In the event of damage to AU property, the university is, as a general rule, liable for the repair of such damage, see section 19, cf. section 20, of the Danish liability for damages act (erstatningsansvarsloven).
As the university does not have a central insurance pool, the expense must be covered by the main academic area, department or research environment that suffered the damage.
Accidents, e.g. loss of private mobile phone.
Types of loss other than those covered by the Consolidated Workers’ Compensation Act, e.g. loss of income.
This memo applies to both ordinary and external funding administered by Aarhus University.
The travel insurance policy provides coverage in the event of shorter and longer work-related trips abroad, but not in connection with actual transfers (permanent employment abroad).
The Agency for the Modernisation of Public Administration has decided not to add special USA coverage to the travel insurance policy, not even in connection with the conclusion of a new administrative agreement. The agency’s position is that each institution is responsible for assessing any special expenses that may be connected with sending employees to the United States.

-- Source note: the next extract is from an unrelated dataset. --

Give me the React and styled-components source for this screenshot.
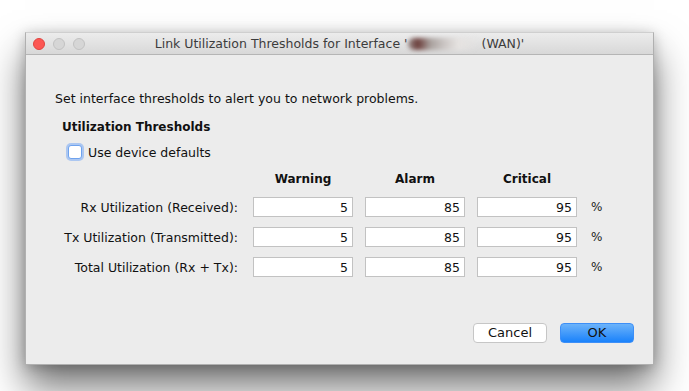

The travel insurance policy does not cover employees’ liability for damages in professional and work-related situations cf. the terms and conditions of the travel insurance policy. This means that if you travel abroad on business and accidentally cause injury to a person or damage to property while working, you are not covered by the travel insurance policy. Instead, the accident will be covered by the general Danish law of damages, according to which AU will be liable for accidents of this kind under the self-insurance scheme.